The C-terminal cytosolic domain of the human zinc transporter ZnT8 and its diabetes risk variant.

A significant aspect of the control of cellular zinc in eukarya is its subcellular re-distribution. One of the four human vesicular zinc transporters, ZnT8, supplies the millimolar zinc concentrations of insulin granules in pancreatic β-cells, affecting insulin processing, crystallisation and secretion. ZnT8 has a transmembrane and a C-terminal cytosolic domain; the latter has important functions and purportedly mediates protein-protein interactions, senses cytosolic zinc and/or channels zinc to the transport site in the transmembrane domain (TMD). A common variant W325R in the C-terminal domain (CTD) increases the risk to develop type 2 diabetes and affects autoantibody specificity in type 1 diabetes.
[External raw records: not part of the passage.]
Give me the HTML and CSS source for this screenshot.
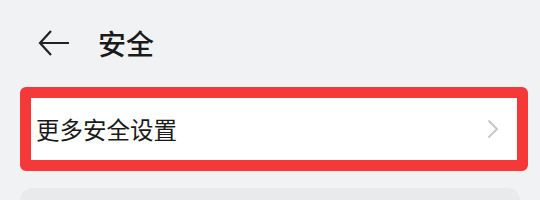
FILE: index.html
```html
<!DOCTYPE html>
<html lang="zh-CN">
<head>
    <meta charset="UTF-8">
    <meta name="viewport" content="width=device-width, initial-scale=1.0">
    <title>安全</title>
    <link rel="stylesheet" href="styles.css">
</head>
<body>
    <div class="header">
        <svg class="back" width="32" height="28" viewBox="0 0 32 28">
            <path d="M13 2 L2 14 L13 26 M2 14 H31" fill="none" stroke="#222" stroke-width="2.2"/>
        </svg>
        <h1>安全</h1>
    </div>
    <div class="list">
        <div class="item highlighted">
            <span>更多安全设置</span>
            <svg class="chevron" width="12" height="20" viewBox="0 0 12 20">
                <path d="M1.5 1.5 L10 10 L1.5 18.5" fill="none" stroke="#c6c6c6" stroke-width="2"/>
            </svg>
        </div>
        <div class="card"></div>
    </div>
</body>
</html>
```

FILE: styles.css
```css
body {
    margin: 0;
    padding: 0;
    background-color: #f1f2f4;
    font-family: "Noto Sans CJK SC", "Noto Sans", sans-serif;
    color: #1a1a1a;
    width: 540px;
    height: 200px;
    overflow: hidden;
}

.header {
    height: 86px;
    display: flex;
    align-items: center;
    padding-left: 38px;
}

.back {
    margin-right: 28px;
}

.header h1 {
    margin: 0;
    font-size: 28px;
    font-weight: 500;
    line-height: 1;
}

.list {
    padding: 1px 12px 0 20px;
}

.item {
    display: flex;
    align-items: center;
    justify-content: space-between;
    height: 62px;
    padding: 0 18px 0 5px;
    background-color: #ffffff;
    font-size: 23.5px;
}

.highlighted {
    border: 11px solid #f53838;
    border-radius: 6px;
}

.card {
    margin-top: 17px;
    width: 500px;
    height: 13px;
    background-color: #e9eaec;
    border-radius: 16px 16px 0 0;
}
```
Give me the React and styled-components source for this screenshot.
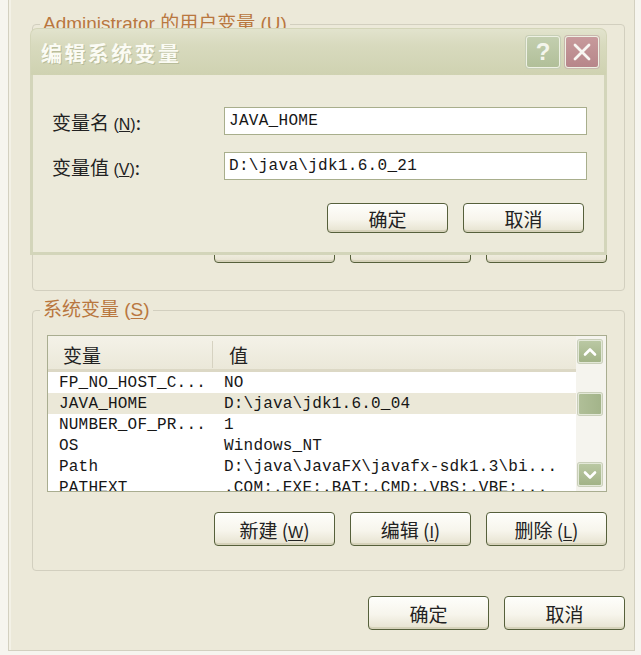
import React from "react";
import styled, { createGlobalStyle } from "styled-components";

const GlobalStyle = createGlobalStyle`
  html, body {
    margin: 0;
    padding: 0;
    background: #f6f5ef;
  }
  body {
    font-family: "Liberation Sans", "Noto Sans CJK SC", sans-serif;
    color: #222;
  }
`;

const Screen = styled.div`
  position: relative;
  width: 641px;
  height: 655px;
  overflow: hidden;
  background: #f6f5ef;
`;

const Page = styled.div`
  box-sizing: border-box;
  margin-left: 8px;
  width: 627px;
  height: 651px;
  padding: 13px 9px 0 23px;
  background: #ece9d9;
  border: 1px solid #d3d0c0;
  border-top: none;
  box-shadow: inset 2px 0 0 #f3f1e6;
  display: flex;
  flex-direction: column;
`;

const Group = styled.fieldset`
  box-sizing: border-box;
  margin: ${(p) => p.$mt || 0}px 0 0;
  min-width: 0;
  height: ${(p) => p.$h}px;
  padding: 0 17px 0 14px;
  border: 1px solid #d2cfbf;
  border-radius: 4px;
`;

const Legend = styled.legend`
  padding: 0 3px;
  margin-left: -7px;
  font-family: "Liberation Sans", "Noto Sans CJK SC", sans-serif;
  font-size: 19px;
  line-height: 22px;
  color: #b9773f;

  u {
    text-decoration-thickness: 1px;
    text-underline-offset: 2px;
  }
`;

const ListBox = styled.div`
  box-sizing: border-box;
  margin-top: ${(p) => p.$mt}px;
  height: ${(p) => p.$h}px;
  border: 1px solid #a9ad90;
  background: #fff;
  display: flex;
  overflow: hidden;
`;

const ListBody = styled.div`
  flex: 1;
  min-width: 0;
`;

const Header = styled.div`
  box-sizing: border-box;
  display: grid;
  grid-template-columns: 164px 1fr;
  height: 36px;
  background: linear-gradient(#f4f2e8, #ebe8d9);
  border-bottom: 3px solid #dcd8c5;
`;

const HeaderCell = styled.div`
  display: flex;
  align-items: center;
  padding-left: ${(p) => (p.$divider ? 16 : 15)}px;
  margin: ${(p) => (p.$divider ? "5px 0" : "0")};
  border-left: ${(p) => (p.$divider ? "1px solid #d6d2c1" : "none")};
  font-family: "Noto Sans CJK SC", sans-serif;
  font-size: 19px;
  color: #222;
`;

const Row = styled.div`
  display: grid;
  grid-template-columns: 164px 1fr;
  height: 21px;
  align-items: center;
  background: ${(p) => (p.$selected ? "#ebe8d8" : "transparent")};
`;

const Cell = styled.div`
  padding-left: ${(p) => (p.$second ? 12 : 11)}px;
  font-family: "Liberation Mono", monospace;
  font-size: 16px;
  letter-spacing: 0.2px;
  color: #161616;
  white-space: nowrap;
  overflow: hidden;
`;

const ScrollBar = styled.div`
  box-sizing: border-box;
  width: 30px;
  padding: 4px 4px 5px 2px;
  background: #f5f4ee;
  display: flex;
  flex-direction: column;
`;

const ScrollButton = styled.div`
  box-sizing: border-box;
  width: 24px;
  height: 23px;
  margin-top: ${(p) => (p.$bottom ? "auto" : "0")};
  border: 1px solid #e3e8d8;
  border-radius: 2px;
  background: linear-gradient(#bac8a3, #a2b387);
  box-shadow: 0 0 0 1px #c9cfb9;
  display: flex;
  align-items: center;
  justify-content: center;
`;

const Thumb = styled.div`
  box-sizing: border-box;
  width: 24px;
  height: 22px;
  border: 1px solid #e3e8d8;
  border-radius: 2px;
  background: linear-gradient(90deg, #b0bf98, #a3b48a);
  box-shadow: 0 0 0 1px #c9cfb9;
`;

const ButtonRow = styled.div`
  display: flex;
  justify-content: flex-end;
  gap: 15px;
  margin-top: ${(p) => p.$mt}px;
  padding-right: ${(p) => p.$pr || 0}px;
`;

const Button = styled.button`
  box-sizing: border-box;
  width: 121px;
  height: ${(p) => p.$h || 34}px;
  padding: 0;
  border: 1px solid #56603b;
  border-radius: 4px;
  background: linear-gradient(#fefefb 0%, #f7f5ec 55%, #e6e2cf 100%);
  box-shadow: inset 0 -2px 0 #d6d2ba, inset 0 1px 0 #fff;
  font-family: "Noto Sans CJK SC", "Liberation Sans", sans-serif;
  font-size: 19px;
  color: #222;

  u {
    font-family: "Liberation Sans", sans-serif;
    font-size: 16px;
    text-underline-offset: 2px;
  }
`;

const Dialog = styled.div`
  position: absolute;
  left: 30px;
  top: 28px;
  width: 577px;
  height: 227px;
  display: flex;
  flex-direction: column;
`;

const TitleBar = styled.div`
  box-sizing: border-box;
  height: 47px;
  padding: 0 7px 0 10px;
  display: flex;
  align-items: center;
  justify-content: space-between;
  border-radius: 7px 7px 0 0;
  border: 1px solid #d3d5b8;
  border-bottom: none;
  background: linear-gradient(#e2e3cd 0%, #d8dabe 35%, #cfd2b1 100%);
`;

const Title = styled.span`
  font-family: "Noto Sans CJK SC", sans-serif;
  font-weight: 700;
  font-size: 21px;
  letter-spacing: 2.4px;
  color: #fbfbf4;
  text-shadow: 1px 1px 0 rgba(150, 156, 118, 0.45);
`;

const CaptionButtons = styled.div`
  display: flex;
  gap: 5px;
`;

const CaptionButton = styled.div`
  box-sizing: border-box;
  width: 34px;
  height: 32px;
  border: 1px solid #eef1e4;
  border-radius: 3px;
  background: ${(p) =>
    p.$close
      ? "linear-gradient(#c79a9c, #b7868a)"
      : "linear-gradient(#c3ceaf, #b1bf99)"};
  box-shadow: 0 0 0 1px ${(p) => (p.$close ? "#c9b7ae" : "#c6ceb6")};
  display: flex;
  align-items: center;
  justify-content: center;
  font-family: "Liberation Sans", sans-serif;
  font-weight: 700;
  font-size: 24px;
  color: #f4f5ec;
`;

const DialogBody = styled.div`
  flex: 1;
  box-sizing: border-box;
  padding: 32px 17px 0 19px;
  background: #eceada;
  border: 3px solid #d3d5ba;
  border-top: none;
`;

const Fields = styled.div`
  display: grid;
  grid-template-columns: 172px 1fr;
  row-gap: 17px;
  align-items: center;
`;

const Label = styled.label`
  font-family: "Noto Sans CJK SC", "Liberation Sans", sans-serif;
  font-size: 19px;
  color: #222;

  span {
    font-family: "Liberation Sans", sans-serif;
    font-size: 16px;
  }
`;

const Input = styled.input`
  box-sizing: border-box;
  height: 28px;
  padding: 0 4px;
  border: 1px solid #a8ae8c;
  background: #fff;
  font-family: "Liberation Mono", monospace;
  font-size: 16px;
  letter-spacing: 0.3px;
  color: #161616;
  outline: none;
`;

const Chevron = ({ down }) => (
  <svg width="14" height="10" viewBox="0 0 14 10">
    <polyline
      points={down ? "2,2.5 7,7.5 12,2.5" : "2,7.5 7,2.5 12,7.5"}
      fill="none"
      stroke="#fff"
      strokeWidth="2.6"
      strokeLinecap="round"
      strokeLinejoin="round"
    />
  </svg>
);

const Key = ({ k }) => (
  <span>
    {" ("}
    <u>{k}</u>
    {")"}
  </span>
);

const systemVars = [
  ["FP_NO_HOST_C...", "NO"],
  ["JAVA_HOME", "D:\\java\\jdk1.6.0_04"],
  ["NUMBER_OF_PR...", "1"],
  ["OS", "Windows_NT"],
  ["Path", "D:\\java\\JavaFX\\javafx-sdk1.3\\bi..."],
  ["PATHEXT", ".COM;.EXE;.BAT;.CMD;.VBS;.VBE;..."],
];

function VarList({ rows, selected, mt, h, thumbTop }) {
  return (
    <ListBox $mt={mt} $h={h}>
      <ListBody>
        {rows.length > 0 && (
          <Header>
            <HeaderCell>变量</HeaderCell>
            <HeaderCell $divider>值</HeaderCell>
          </Header>
        )}
        {rows.map(([name, value]) => (
          <Row key={name} $selected={name === selected}>
            <Cell>{name}</Cell>
            <Cell $second>{value}</Cell>
          </Row>
        ))}
      </ListBody>
      <ScrollBar>
        <ScrollButton>
          <Chevron />
        </ScrollButton>
        {thumbTop != null && <Thumb style={{ marginTop: thumbTop }} />}
        <ScrollButton $bottom>
          <Chevron down />
        </ScrollButton>
      </ScrollBar>
    </ListBox>
  );
}

function EditButtons({ mt, labels = true }) {
  return (
    <ButtonRow $mt={mt}>
      <Button>
        {labels && (
          <>
            新建
            <Key k="W" />
          </>
        )}
      </Button>
      <Button>
        {labels && (
          <>
            编辑
            <Key k="I" />
          </>
        )}
      </Button>
      <Button>
        {labels && (
          <>
            删除
            <Key k="L" />
          </>
        )}
      </Button>
    </ButtonRow>
  );
}

export default function App() {
  return (
    <Screen>
      <GlobalStyle />
      <Page>
        {/* user variables, mostly under the edit dialog */}
        <Group $h={278}>
          <Legend>
            Administrator 的用户变量 (<u>U</u>)
          </Legend>
          <VarList rows={[]} mt={10} h={165} />
          <EditButtons mt={19} labels={false} />
        </Group>

        <Group $mt={8} $h={272}>
          <Legend>
            系统变量 (<u>S</u>)
          </Legend>
          <VarList
            rows={systemVars}
            selected="JAVA_HOME"
            mt={14}
            h={157}
            thumbTop={30}
          />
          <EditButtons mt={20} />
        </Group>

        <ButtonRow $mt={25}>
          <Button>确定</Button>
          <Button>取消</Button>
        </ButtonRow>
      </Page>

      <Dialog>
        <TitleBar>
          <Title>编辑系统变量</Title>
          <CaptionButtons>
            <CaptionButton>?</CaptionButton>
            <CaptionButton $close>
              <svg width="20" height="20" viewBox="0 0 20 20">
                <path
                  d="M3 3 L17 17 M17 3 L3 17"
                  stroke="#f8f6f2"
                  strokeWidth="2.8"
                  strokeLinecap="round"
                />
              </svg>
            </CaptionButton>
          </CaptionButtons>
        </TitleBar>
        <DialogBody>
          <Fields>
            <Label htmlFor="var-name">
              变量名<Key k="N" />:
            </Label>
            <Input id="var-name" defaultValue="JAVA_HOME" />
            <Label htmlFor="var-value">
              变量值<Key k="V" />:
            </Label>
            <Input id="var-value" defaultValue="D:\java\jdk1.6.0_21" />
          </Fields>
          <ButtonRow $mt={23} $pr={3}>
            <Button $h={30}>确定</Button>
            <Button $h={30}>取消</Button>
          </ButtonRow>
        </DialogBody>
      </Dialog>
    </Screen>
  );
}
To investigate the differences between the two protein variants, we purified and biophysically characterised both variants of the ZnT8 CTD [R325 variant of ZnT8 CTD (aa267-369) (ZnT8cR) and W325 variant of ZnT8 CTD (aa267-369) (ZnT8cW)]. The domains fold independently of the TMD. Remarkably, the ZnT8cW variant (diabetes protection in the full-length protein) is less thermostable than the ZnT8cR variant (diabetes risk in the full-length protein). The ZnT8cW monomers associate with higher affinity. Both CTD variants bind zinc with a stoichiometry that differs from bacterial homologues, emphasising the limitation of the latter as models for the structure and function of the human proteins. The relatively small but reproducible differences between the two ZnT8 CTD variants begin to provide a molecular basis for the different diabetes susceptibility caused by the full-length ZnT8 proteins.